Desta forma, os magistrados singulares, no exercício da jurisdição constitucional, não só podem como devem declarar a inconstitucionalidade de lei ou ato normativo do Poder Público, atuando inclusive de ofício, em uma situação que se assemelha à da nulidade do negócio jurídico, que deve ser pronunciada pelo juiz independentemente de alegações do interessado.
No controle difuso, mesmo que as partes ou o Ministério Público não suscitem a questão, até pelo princípio jura novit cúria, deve o juiz observar o problema e, se encontrar a lei ou ato normativo contrário à Constituição, que tenha relação com a causa, está na obrigação funcional de se manifestar, decretando a invalidade da lei ou do ato normativo, determinando sua não aplicação ao caso objeto da demanda (Zeno Veloso, in Controle Jurisdicional de Constitucionalidade, Ed. Del Rey, 2000).
No Brasil, o controle difuso de constitucionalidade existe desde a primeira Constituição Republicana e subsiste até hoje sem maiores alterações. Do juiz estadual recém-concursado até o Presidente do Supremo Tribunal Federal, todos os órgãos judiciários têm o dever de recusar aplicação às leis incompatíveis com a Constituição. (BARROSO, 2006, p. 47).
II.II – Dos Princípios Constitucionais e Sua Aplicabilidade
A palavra princípio, já nos remete o pensamento ao começo, ao início de algo, Paulo Bonavides traz a conceituação segundo Luís-Diez Picazo, "onde designa as verdades primeiras".
Para Celso Antonio Bandeira de Mello, princípio é por definição, mandamento nuclear de um sistema verdadeiro alicerce dele, disposição fundamental que se irradia sobre diferentes normas compondo-lhes o espírito e servindo de critério para sua exata compreensão (...) do sistema normativo, no que lhe dá sentido harmônico (...).
Para a doutrina contemporânea, os princípios constitucionais são revestidos de valoração e aplicabilidade como normas chaves de um sistema jurídico (Bonavides, 2004, p. 274)
Cito ainda o brilhante constitucionalista acerca dos princípios constitucionais.

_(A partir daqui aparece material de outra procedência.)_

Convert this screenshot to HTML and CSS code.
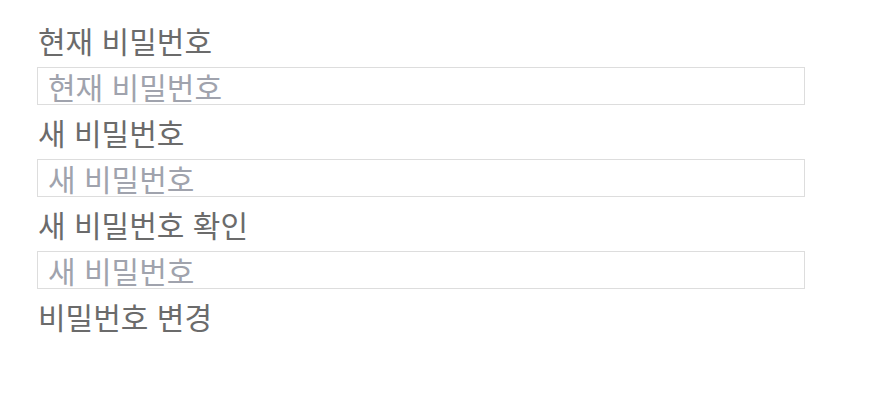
FILE: index.html
```html
<!DOCTYPE html>
<html lang="ko">
<head>
<meta charset="utf-8">
<link rel="stylesheet" href="styles.css">
</head>
<body>
<form class="form">
  <label class="label">현재 비밀번호</label>
  <input class="input" type="password" placeholder="현재 비밀번호">
  <label class="label">새 비밀번호</label>
  <input class="input" type="password" placeholder="새 비밀번호">
  <label class="label">새 비밀번호 확인</label>
  <input class="input" type="password" placeholder="새 비밀번호">
  <div class="submit">비밀번호 변경</div>
</form>
</body>
</html>
```
FILE: styles.css
```css
html, body { margin: 0; background: #fff; }
.form {
  display: flex;
  flex-direction: column;
  align-items: flex-start;
  padding: 13px 0 0 37px;
  font-family: "Noto Sans CJK KR", sans-serif;
  color: #6b6b6b;
}
.label {
  font-size: 30px;
  line-height: 54px;
  padding-left: 1px;
}
.input {
  box-sizing: border-box;
  width: 768px;
  height: 38px;
  margin: 0;
  padding: 0 10px;
  border: 1px solid #ddd;
  font-family: "Noto Sans CJK KR", sans-serif;
  font-size: 30px;
  line-height: 36px;
  outline: none;
}
.input::placeholder { color: #a0a3ad; }
.submit {
  font-size: 30px;
  line-height: 54px;
  padding-left: 1px;
}
```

[...] Fazem eles a congruência, o equilíbrio e a essencialidade de um sistema jurídico legítimo. Postos no ápice da pirâmide normativa, elevam-se, portanto, ao grau de norma das normas, de fonte das fontes. São qualitativamente a viga mestra do sistema, o esteio da legitimidade constitucional, o penhor da constitucionalidade das regras de uma Constituição[...] (Bonavides, 2004,p.294)
Conclui-se, que os princípios constitucionais são normas jurídicas revestidas de aplicabilidade com grau máximo de valoração.
Como nos traz Bonavides “a lesão ao princípio é indubitavelmente a mais grave das inconstitucionalidades, porque sem princípio não há ordem constitucional e sem ordem constitucional não há garantia para as liberdades” (Bonavides, 1993. p. 396)
II.III – Da Lesão ao Princípio da Dignidade Humana
O princípio da dignidade humana está expresso na Constituição Federal, no artigo 1°, III, como um dos fundamentos do Estado Democrático de Direito. Luís Roberto Barroso (Barroso,2010. p.234) nos traz a lição de Paulo Bonavides, esclarecendo que o princípio da dignidade da pessoa humana é o núcleo essencial de todos os direitos fundamentais. Continua ainda nos ensinando que a dimensão mais nuclear desse princípio vem da máxima kantiana segundo a qual, cada indivíduo deve ser tratado como um fim em si mesmo e não meio para realizações de metas coletivas.
Assim, se determinada política representa concretização de importante meta coletiva (como a garantia da segurança pública ou da saúde pública, por exemplo), mas, implica a violação da dignidade humana de uma só pessoa, tal política deve ser preterida, como há muito reconhecem os publicistas comprometidos com o Estado de Direito. (Barroso, 2010. p.234)
Na política proibicionista adotada pelo Brasil através da Lei 11.343/06, o Estado claramente fere o princípio da dignidade da pessoa humana, impondo uma conduta moral a ser seguida, criminalizando algumas drogas, e deixando outras na legalidade, mesmo essas drogas consideradas lícitas representando perigo maior para saúde e para sociedade (essa classificação iremos abordar no tópico do princípio da igualdade), ainda criminalizando o usuário o afasta do tratamento, criando uma estigmatização do indivíduo na sociedade.